Your goal:
Search the material below for the word "styles" and copy every line in which it occurs.

Source excerpt:
>>>

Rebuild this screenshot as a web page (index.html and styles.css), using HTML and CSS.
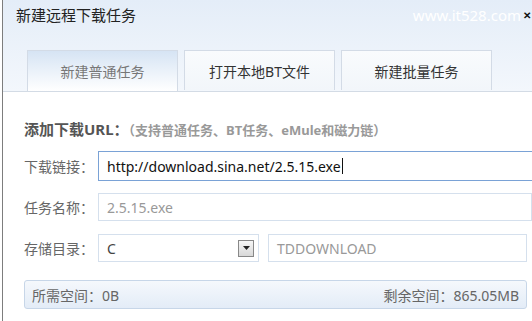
FILE: index.html
```html
<!DOCTYPE html>
<html lang="zh-CN">
<head>
    <meta charset="UTF-8">
    <title>新建远程下载任务</title>
    <link rel="stylesheet" href="styles.css">
</head>
<body>

<div class="window">
    <div class="header">
        <div class="title-bar">
            <span class="title">新建远程下载任务</span>
            <span class="watermark">www.it528.com</span>
            <span class="close">✕</span>
        </div>
        <div class="tabs">
            <div class="tab active">新建普通任务</div>
            <div class="tab">打开本地BT文件</div>
            <div class="tab">新建批量任务</div>
        </div>
    </div>

    <div class="content">
        <div class="section-title">添加下载URL：<span class="hint">（支持普通任务、BT任务、eMule和磁力链）</span></div>

        <div class="row">
            <label class="label">下载链接：</label>
            <div class="field focus"><span>http://download.sina.net/2.5.15.exe</span><span class="caret"></span></div>
        </div>

        <div class="row">
            <label class="label">任务名称：</label>
            <div class="field muted">2.5.15.exe</div>
        </div>

        <div class="row">
            <label class="label">存储目录：</label>
            <div class="select">
                <span>C</span>
                <span class="arrow"><svg width="7" height="4" viewBox="0 0 7 4"><path d="M0 0h7L3.5 4z" fill="#222"/></svg></span>
            </div>
            <div class="field muted dir">TDDOWNLOAD</div>
        </div>

        <div class="status">
            <span>所需空间：0B</span>
            <span>剩余空间：865.05MB</span>
        </div>
    </div>
</div>

</body>
</html>
```

FILE: styles.css
```css
html, body {
    margin: 0;
    padding: 0;
    background-color: #fff;
    font-family: "Noto Sans", "Noto Sans CJK SC", sans-serif;
}

.window {
    width: 529px;
    height: 321px;
    margin-left: 2px;
    border-left: 1px solid #7d7d7d;
    overflow: hidden;
}

.header {
    height: 91px;
    background: linear-gradient(to bottom, #e4edf8, #f3f7fc);
    border-bottom: 1px solid #d3dbe5;
    display: flex;
    flex-direction: column;
}

.title-bar {
    display: flex;
    align-items: center;
    height: 30px;
    padding-left: 13px;
    padding-right: 1px;
}

.title {
    font-size: 15px;
    color: #222;
    flex: 1;
}

.watermark {
    font-size: 15px;
    color: #fff;
    margin-right: 2px;
}

.close {
    font-size: 10px;
    font-weight: bold;
    color: #111;
}

.tabs {
    display: flex;
    gap: 6px;
    margin-top: 21px;
    margin-left: 24px;
}

.tab {
    width: 151px;
    height: 40px;
    box-sizing: border-box;
    border: 1px solid #d3dbe6;
    border-bottom: none;
    background: linear-gradient(to bottom, #f9fbfd, #f2f6fa);
    font-size: 14px;
    color: #333;
    display: flex;
    align-items: center;
    justify-content: center;
}

.tab.active {
    height: 41px;
    background: linear-gradient(to bottom, #d6e4f4, #fff);
    color: #777;
}

.content {
    padding-left: 21px;
}

.section-title {
    margin-top: 26px;
    font-size: 15px;
    font-weight: bold;
    color: #555;
}

.hint {
    font-size: 13px;
    color: #999;
}

.row {
    display: flex;
    align-items: center;
    height: 28px;
    margin-top: 13px;
}

.row:first-of-type {
    margin-top: 16px;
}

.label {
    width: 74px;
    font-size: 14px;
    color: #666;
}

.field {
    flex: 1;
    height: 28px;
    box-sizing: border-box;
    border: 1px solid #d5e0ed;
    padding-left: 8px;
    display: flex;
    align-items: center;
    font-size: 14px;
    color: #111;
}

.field.focus {
    border: 1px solid #7aa2d6;
    height: 30px;
    margin-right: -4px;
}

.caret {
    width: 1px;
    height: 16px;
    background-color: #111;
    margin-left: 1px;
}

.field.muted {
    color: #999;
}

.select {
    width: 161px;
    height: 28px;
    box-sizing: border-box;
    border: 1px solid #d5e0ed;
    padding-left: 8px;
    padding-right: 4px;
    display: flex;
    align-items: center;
    justify-content: space-between;
    font-size: 14px;
    color: #444;
}

.arrow {
    width: 16px;
    height: 17px;
    box-sizing: border-box;
    border: 1px solid #888;
    background: linear-gradient(to bottom, #f6f6f6, #d8d8d8);
    display: flex;
    align-items: center;
    justify-content: center;
}

.field.dir {
    margin-left: 9px;
    margin-right: 5px;
}

.status {
    margin-top: 18px;
    margin-right: 5px;
    height: 29px;
    box-sizing: border-box;
    border: 1px solid #c7d6e8;
    border-radius: 3px;
    background: linear-gradient(to bottom, #f5f8fc, #e3ecf7);
    display: flex;
    align-items: center;
    justify-content: space-between;
    padding: 0 7px;
    font-size: 14px;
    color: #666;
}
```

<<<

Exercise response:
Rebuild this screenshot as a web page (index.html and styles.css), using HTML and CSS.
    <link rel="stylesheet" href="styles.css">
FILE: styles.css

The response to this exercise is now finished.